È vero che, commesso il primo peccato mortale (dopo l’ultima Confessione, normalmente) senza pentimento e nuova Confessione, si sia già destinati all’Inferno (in foro esterno, salvo condizioni di foro interno che non si possono conoscere e altro che sa solo Nostro Signore);  non è però assolutamente vero che, commesso uno, nulla cambierebbe commetterne altri.

Ciò che si dimentica, o non si conosce, è che anche all’Inferno, per quanto possa sembrare poca differenza visto che comunque si soffrirà in eterno, ci sono diversi gradi di sofferenza e arrivarci col peso di più peccati mortali, anche dello stesso tipo (per esempio, non una ma tante bestemmie), comporta una maggiore sofferenza per l’eternità.

Ora, è chiaro che la sofferenza che l’anima prova all’Inferno sarà comunque atroce, pur quella minore, e che sarà eterna, ma differenza comunque c’è e non è poca cosa moltiplicare quella sofferenza.

La differenza più sensibile, per i peccati mortali, la fa l’incidenza sulla pena da dover scontare in Purgatorio, prima di poter entrare in Paradiso, se questi peccati sono stati mondati con la Confessione.

Si ricorda, infatti, che il peccato lascia una pena temporanea da dover scontare con la penitenza assegnata dal confessore o in Purgatorio. La differenza ontologica tra l’Offeso, Dio Creatore, e chi offende, l’uomo creatura, rende complicato soddisfare questa pena già e solo con la penitenza assegnata, così, peccando mortalmente, ci si espone al rischio di dover passare dal Purgatorio per un periodo più o meno lungo a seconda della gravità del peccato commesso.

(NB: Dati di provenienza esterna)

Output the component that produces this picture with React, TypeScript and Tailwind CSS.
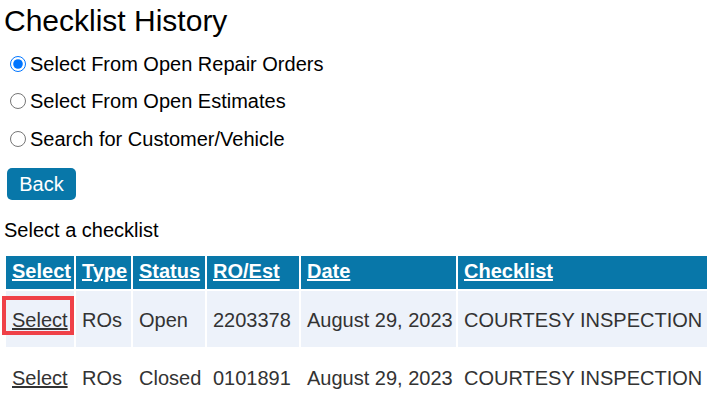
import React from "react";

const rows = [
  { type: "ROs", status: "Open", ro: "2203378", date: "August 29, 2023", checklist: "COURTESY INSPECTION", shaded: true, marked: true },
  { type: "ROs", status: "Closed", ro: "0101891", date: "August 29, 2023", checklist: "COURTESY INSPECTION", shaded: false, marked: false },
];

const options = [
  { label: "Select From Open Repair Orders", checked: true },
  { label: "Select From Open Estimates", checked: false },
  { label: "Search for Customer/Vehicle", checked: false },
];

export default function App() {
  return (
    <div className="min-h-screen bg-white pl-[4px] text-[20px] text-black font-['Liberation_Sans',Arial,sans-serif] overflow-hidden">
      <h1 className="pt-[3px] text-[30px] leading-[36px] font-normal">Checklist History</h1>

      {/* Source picker */}
      <div className="mt-[6px] flex flex-col">
        {options.map((opt) => (
          <label key={opt.label} className="flex h-[37.5px] items-center">
            <input
              type="radio"
              name="source"
              defaultChecked={opt.checked}
              className="ml-[6px] mr-[4px] h-[16px] w-[16px] accent-[#0075ff]"
            />
            <span className="leading-[23px] pt-[1px]">{opt.label}</span>
          </label>
        ))}
      </div>

      <button className="mt-[10px] ml-[3px] flex h-[32px] w-[69px] items-center justify-center rounded-[5px] bg-[#0877a9] text-[20px] leading-none text-white">
        Back
      </button>

      <p className="mt-[19.5px] leading-[23px]">Select a checklist</p>

      <table className="mt-[11.5px] w-[724px] table-fixed border-separate border-spacing-[2.5px] text-left">
        <thead>
          <tr className="h-[33px] bg-[#0877a9] text-white font-bold">
            <th className="w-[68px] px-[6px] pb-[2px] align-middle"><a href="#" className="underline">Select</a></th>
            <th className="w-[55px] px-[6px] pb-[2px] align-middle"><a href="#" className="underline">Type</a></th>
            <th className="w-[72px] px-[6px] pb-[2px] align-middle"><a href="#" className="underline">Status</a></th>
            <th className="w-[92px] px-[6px] pb-[2px] align-middle"><a href="#" className="underline">RO/Est</a></th>
            <th className="w-[155px] px-[6px] pb-[2px] align-middle"><a href="#" className="underline">Date</a></th>
            <th className="px-[6px] pb-[2px] align-middle"><a href="#" className="underline">Checklist</a></th>
          </tr>
        </thead>
        <tbody className="text-[#333333]">
          {rows.map((r) => (
            <tr key={r.ro} className={`h-[56px] ${r.shaded ? "bg-[#edf2fa]" : "bg-white"}`}>
              <td className="relative px-[6px] pt-[2px] align-middle">
                <a href="#" className="underline decoration-[1.5px]">Select</a>
                {r.marked && (
                  <span className="absolute left-[-4px] top-[5px] h-[39px] w-[72px] border-[4px] border-[#ef4148]" />
                )}
              </td>
              <td className="px-[6px] pt-[2px] align-middle">{r.type}</td>
              <td className="px-[6px] pt-[2px] align-middle">{r.status}</td>
              <td className="px-[6px] pt-[2px] align-middle">{r.ro}</td>
              <td className="px-[6px] pt-[2px] align-middle whitespace-nowrap">{r.date}</td>
              <td className="px-[6px] pt-[2px] align-middle whitespace-nowrap">{r.checklist}</td>
            </tr>
          ))}
        </tbody>
      </table>
    </div>
  );
}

Alla luce di questo, è evidente che ci sarà una grande differenza per la nostra anima, nel commettere un solo peccato mortale o lasciarsi andare dopo il primo e commetterne altri in attesa della Confessione. Col rischio accessorio (per modo di dire) di morire improvvisamente, prima di essersi pentiti.

Altro effetto nocivo è che il peccato tira il peccato: quando si inizia a stare troppo a contatto col peccato (e questo vale anche per quello veniale) si perde sempre più la cognizione della propria condizione e ci si abitua pian piano, aumentando il rischio di continuare a commetterne e di allontanare la Confessione.

Incisiva è anche la differenza per i peccati veniali, già evidenziata nei precedenti commenti. È vero, commetterne uno o molti, non porta differenza per la destinazione eterna dell’anima. Prima o poi si troverà in Paradiso. Ma anche in questo caso è quel “prima o poi” a fare la differenza. Al di là del maggior o minor tempo in Purgatorio, poi, il peccato veniale continuato, reiterato ha anche un’altra controproducente conseguenza. Abituando anch’esso, anche se in maniera più blanda di quello grave, a convivere col peccato, offusca la reattività del fedele e pian piano lo avvicina al rischio di peccare mortalmente.

Mai sottovalutare in generale dunque il peccato, qualunque esso sia e anche se si è già caduti.